Posted by: Jeremy Avila

One does not have to look too long or too hard to find or access one of the myriad artificial intelligence (“AI”) tools available to businesses and consumers alike that industry evangelists proclaim will change the way we work and live. And while some have clear applications we already can wrap our heads around—say, a student using an AI tool to write that term paper at the last minute—AI almost certainly has a lot more to show us still in terms of its full potential and contributions.

In light of this reality, the Legislature is working to define more clearly the appropriate use of AI tools in California’s healthcare industry. On February 13, 2024, State Senator Becker introduced SB 1120, which aims to set parameters around the use of AI tools by health plans with respect to utilization review and care delivery. The bill would accomplish this by requiring that algorithms, AI, or “other software tools” be used in a fair and equitable manner, pursuant to publicly disclosed policies, and that the use of such tools not supplant provider-driven decision making or review and consideration of a patient’s individualized medical history and clinical needs.

While there is still a long road ahead, the bill already has seen one substantive amendment: excising the requirement that health care service plans ensure that a licensed physician “supervise the use of artificial intelligence decision-making tools” whenever said tools are used to “inform decisions to approve, modify, or deny requests by providers for authorization prior to, or concurrent with, the provision of health care services to insureds.” This amendment came about in response to concerns over the type of supervision expected or required of physicians to ensure compliance with the proposed law. And because a violation of the Knox-Keene Act can expose a health care service plan to liability, removing such vague and ambiguous supervision language removes that category of compliance risk.

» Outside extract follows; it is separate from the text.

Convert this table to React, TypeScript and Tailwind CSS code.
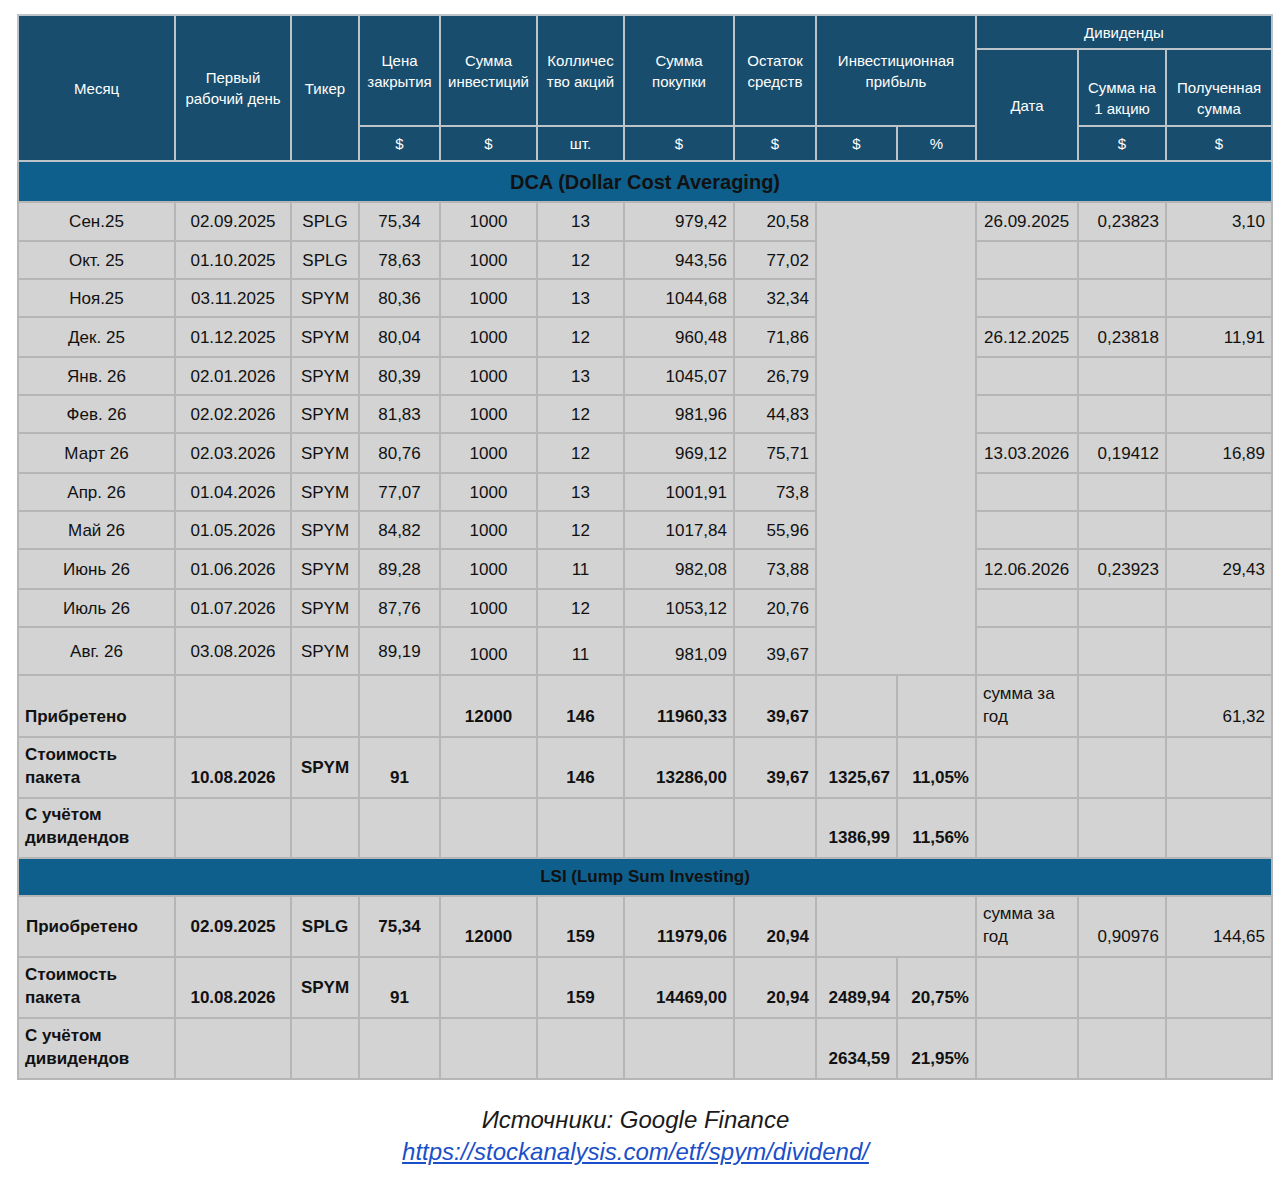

Notwithstanding these developments, SB 1120’s goals seem largely to follow the lead already established by CMS in its February 2024 FAQ guidance on the April 5, 2023, final rule for Medicare Advantage coverage criteria. In that guidance, CMS acknowledged the role AI tools already play in making coverage decisions, and offered industry guidance on how health plans should think about utilizing AI tools in this context. For example, CMS emphasized that AI tools not be used as a substitute for a physician’s recommendations, clinical notes, or the patient’s individualized medical history. CMS further expressed its concern that algorithms and AI tools potentially could exacerbate discrimination and bias, and admonished those who utilize these tools to be mindful of complying with the nondiscrimination requirements of Section 1557 of the Affordable Care Act. Like SB 1120, the CMS guidance also requires that AI tools be used in a manner consistent with publicly posted policies. In other words, SB 1120 appears largely to follow in CMS’ footsteps, meaning health plans might not have to worry about navigating dramatically different statutory and regulatory landscapes on this topic.

Those similarities aside, SB 1120 and the CMS guidance appear to differ in one important way: appreciating the differences among various AI tools. As noted above, SB 1120 paints AI tools with a broad brush, referring to, “algorithms, artificial intelligence, and other software tools.” CMS by contrast points out the technical differences among algorithms and machine learning AI systems. In other words, the CMS guidance acknowledges the nuance among the various technological tools on the market as opposed to SB 1120’s catchall framing. Whether this distinction will persist is yet to be seen. Setting that difference aside, California health plans can expect state and federal scrutiny into how AI tools are used to ensure they do not supplant fully the traditional approaches to patient-centered, provider-driven care.